You need to align sales and marketing

As the share of digital leads a business receives grows, so too does the potential lost value from a disconnect between your sales and marketing teams. Research conducted by LinkedIn revealed that 60% of global sales and marketing professionals thought that the misalignment of these two functions can negatively impact financial performance.

This communication isn’t just one-way traffic. In a properly aligned organisation, your sales team should be operating from customer information provided by your marketing department, while your marketing department should leverage the sales team’s extensive experience to create powerful content that contributes to your customers’ journeys.

Marketing in particular has seen a huge growth in accessible sales data over recent years. Facebook’s audience analytics and Google Analytics are just two examples of powerful data sources which could offer huge value to your sales team. Meanwhile, as the focus on content creation grows, your marketing team are increasingly reliant on the unique insight which your sales professionals can offer.

Tools to support smarketing collaboration

Ensuring your sales and marketing team have the tools to collaborate should be a vital business priority. Thankfully there are some very powerful digital tools out there today to provide the foundation to that future partnership.

Slack: Slack is a cloud-based team messaging and collaboration tool that can greatly enhance your business operations. Its simple functionality allows you to build channels that not only improve operational communications, but can help enhance general teamwork throughout your business.

Google Drive: Google Drive provides another cloud-based software solution to support smarketing collaboration, helping you store, share and collaborate on files throughout your organisation. Alongside the ability to share files, the simple word processor, spreadsheet and presentation tools offer all you need to ensure sales and marketing can work in partnership.

Dropbox: Dropbox provides another simple file-sharing tool to use without the need for a Google account, providing a limited amount of cloud-based storage that enables teams to easily share key files and allow business-wide oversight.

There are a huge range of other messaging platforms, file-sharing apps and collaborative tools out there for you to explore. The important thing is that you support adoption to enable the greatest positive collaboration.

It’s not just digital, it’s cultural

Like any true business transformation, success is determined as much by the cultural change as the digital tools which enable it.

There are a range of ways you can ensure your sales and marketing team can work together. Don’t be afraid to fall back on the tried and tested ‘spending some time together’. It won’t surprise you to know that having a positive relationship is the foundation of successful collaboration. Why not try spending time working in each other’s teams to understand the challenges and opportunities that you share.

Speaking the right language is another simple but important step. Make sure your terminology aligns. There’s no point talking about the QC of your QLs in your TMA if the other team are just sitting, scratching their heads, wondering where all the extra letters went. Build a consistent use of terminology that means everyone is operating on the same page.

Share the funnel

Everyone loves a good marketing and sales funnel. You’ll see increasingly conflicting reports on just where responsibility lies throughout this funnel in the modern business landscape, but the truth is both marketing and sales should be committed to its success. That means working together at both ends of the funnel.

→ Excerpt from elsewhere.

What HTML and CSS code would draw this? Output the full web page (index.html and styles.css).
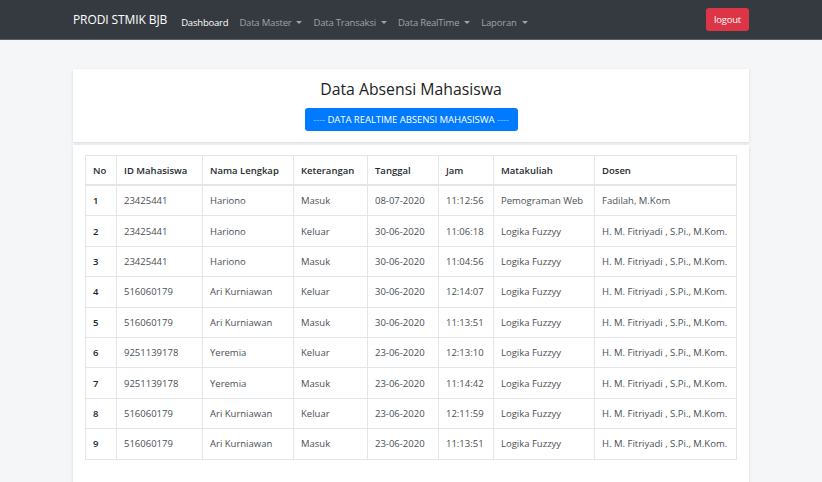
FILE: index.html
```html
<!DOCTYPE html>
<html lang="id">
<head>
  <meta charset="utf-8">
  <title>Data Absensi Mahasiswa</title>
  <link rel="stylesheet" href="styles.css">
</head>
<body>
  <!-- navbar -->
  <nav class="navbar">
    <div class="nav-inner">
      <a class="brand" href="#">PRODI STMIK BJB</a>
      <ul class="nav-links">
        <li><a class="active" href="#">Dashboard</a></li>
        <li><a class="dropdown" href="#">Data Master</a></li>
        <li><a class="dropdown" href="#">Data Transaksi</a></li>
        <li><a class="dropdown" href="#">Data RealTime</a></li>
        <li><a class="dropdown" href="#">Laporan</a></li>
      </ul>
      <a class="btn-logout" href="#">logout</a>
    </div>
  </nav>

  <div class="container">
    <div class="card card-head">
      <h2>Data Absensi Mahasiswa</h2>
      <a class="btn-primary" href="#"><span class="dash">----</span> DATA REALTIME ABSENSI MAHASISWA <span class="dash">----</span></a>
    </div>

    <div class="card card-table">
      <table class="tbl">
        <thead>
          <tr>
            <th class="c-no">No</th>
            <th class="c-id">ID Mahasiswa</th>
            <th class="c-nama">Nama Lengkap</th>
            <th class="c-ket">Keterangan</th>
            <th class="c-tgl">Tanggal</th>
            <th class="c-jam">Jam</th>
            <th class="c-mk">Matakuliah</th>
            <th>Dosen</th>
          </tr>
        </thead>
        <tbody>
          <tr><td class="no">1</td><td>23425441</td><td>Hariono</td><td>Masuk</td><td>08-07-2020</td><td>11:12:56</td><td>Pemograman Web</td><td>Fadilah, M.Kom</td></tr>
          <tr><td class="no">2</td><td>23425441</td><td>Hariono</td><td>Keluar</td><td>30-06-2020</td><td>11:06:18</td><td>Logika Fuzzyy</td><td>H. M. Fitriyadi , S.Pi., M.Kom.</td></tr>
          <tr><td class="no">3</td><td>23425441</td><td>Hariono</td><td>Masuk</td><td>30-06-2020</td><td>11:04:56</td><td>Logika Fuzzyy</td><td>H. M. Fitriyadi , S.Pi., M.Kom.</td></tr>
          <tr><td class="no">4</td><td>516060179</td><td>Ari Kurniawan</td><td>Keluar</td><td>30-06-2020</td><td>12:14:07</td><td>Logika Fuzzyy</td><td>H. M. Fitriyadi , S.Pi., M.Kom.</td></tr>
          <tr><td class="no">5</td><td>516060179</td><td>Ari Kurniawan</td><td>Masuk</td><td>30-06-2020</td><td>11:13:51</td><td>Logika Fuzzyy</td><td>H. M. Fitriyadi , S.Pi., M.Kom.</td></tr>
          <tr><td class="no">6</td><td>9251139178</td><td>Yeremia</td><td>Keluar</td><td>23-06-2020</td><td>12:13:10</td><td>Logika Fuzzyy</td><td>H. M. Fitriyadi , S.Pi., M.Kom.</td></tr>
          <tr><td class="no">7</td><td>9251139178</td><td>Yeremia</td><td>Masuk</td><td>23-06-2020</td><td>11:14:42</td><td>Logika Fuzzyy</td><td>H. M. Fitriyadi , S.Pi., M.Kom.</td></tr>
          <tr><td class="no">8</td><td>516060179</td><td>Ari Kurniawan</td><td>Keluar</td><td>23-06-2020</td><td>12:11:59</td><td>Logika Fuzzyy</td><td>H. M. Fitriyadi , S.Pi., M.Kom.</td></tr>
          <tr><td class="no">9</td><td>516060179</td><td>Ari Kurniawan</td><td>Masuk</td><td>23-06-2020</td><td>11:13:51</td><td>Logika Fuzzyy</td><td>H. M. Fitriyadi , S.Pi., M.Kom.</td></tr>
        </tbody>
      </table>
    </div>
  </div>
</body>
</html>
```

FILE: styles.css
```css
body {
  font-family: "Open Sans", "Noto Sans", sans-serif;
  margin: 0;
  padding: 0;
  background-color: #f5f6f8;
  color: #212529;
}

a {
  text-decoration: none;
}

.navbar {
  background-color: #343a40;
  height: 39px;
  border-bottom: 1px solid #5a5f65;
}

.nav-inner {
  width: 676px;
  margin: 0 auto;
  height: 39px;
  display: flex;
  align-items: center;
}

.brand {
  color: #fff;
  font-size: 12px;
  margin-right: 14px;
  letter-spacing: -0.1px;
}

.nav-links {
  list-style: none;
  margin: 0;
  padding: 0;
  display: flex;
  gap: 11px;
  flex: 1;
}

.nav-links a {
  color: #a0a3a7;
  font-size: 9.5px;
  letter-spacing: -0.2px;
}

.nav-links a.active {
  color: #fff;
}

.nav-links a.dropdown::after {
  content: "";
  display: inline-block;
  margin-left: 5px;
  vertical-align: 2px;
  border-top: 3px solid #a0a3a7;
  border-left: 3px solid transparent;
  border-right: 3px solid transparent;
}

.btn-logout {
  background-color: #dc3545;
  color: #fff;
  font-size: 9.5px;
  width: 43px;
  text-align: center;
  height: 23px;
  line-height: 23px;
  border-radius: 3px;
  letter-spacing: -0.2px;
}

.container {
  width: 676px;
  margin: 29px auto 0;
}

.card {
  background-color: #fff;
  box-shadow: 0 1px 3px rgba(0, 0, 0, 0.12);
}

.card-head {
  height: 73px;
  text-align: center;
  padding-top: 9px;
  box-sizing: border-box;
}

.card-head h2 {
  font-weight: normal;
  font-size: 15.8px;
  margin: 0 0 6px;
  color: #222;
}

.btn-primary {
  display: inline-block;
  background-color: #007bff;
  color: #fff;
  font-size: 9.6px;
  height: 23px;
  line-height: 23px;
  width: 213px;
  border-radius: 3px;
  letter-spacing: -0.1px;
}

.btn-primary .dash {
  color: #8fc2ff;
}

.card-table {
  margin-top: 3px;
  padding: 10px 12px 24px;
  min-height: 310px;
}

.tbl {
  width: 652px;
  table-layout: fixed;
  border-collapse: collapse;
  font-size: 9.5px;
}

.tbl th,
.tbl td {
  border: 1px solid #e3e5e9;
  text-align: left;
  padding: 0 7px;
  white-space: nowrap;
}

.tbl th {
  height: 28px;
  font-weight: 600;
  color: #262b30;
  border-bottom: 2px solid #e3e5e9;
}

.tbl td {
  height: 29.4px;
  color: #4a4f55;
}

.tbl td.no {
  font-weight: 600;
  color: #212529;
}

.c-no { width: 16px; }
.c-id { width: 71px; }
.c-nama { width: 76px; }
.c-ket { width: 59px; }
.c-tgl { width: 56px; }
.c-jam { width: 40px; }
.c-mk { width: 86px; }
```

A study by Marketo and MathMarketing across 500 organisations discovered that companies with better sales and marketing alignment had a 67% higher probability that marketing-generated leads would close, and a 209% stronger contribution to revenue from leads generated by marketing.

Marketing is almost certainly going to drive the conversation when it comes to elements like awareness and consideration, and sales will be pushing forward to turn those qualified leads towards qualified sales success when it comes to conversion, but that doesn’t make those areas of the funnel mutually exclusive. There is no defined point in the modern marketing funnel where you can designate a ‘handover’ from marketing to sales.

In an ideal smarketing world, both teams should be collaborating and supporting each other through every part of the customer journey, from awareness through consideration to conversion. The evidence is clear – organisations with better sales and marketing alignment are benefiting from greater financial success.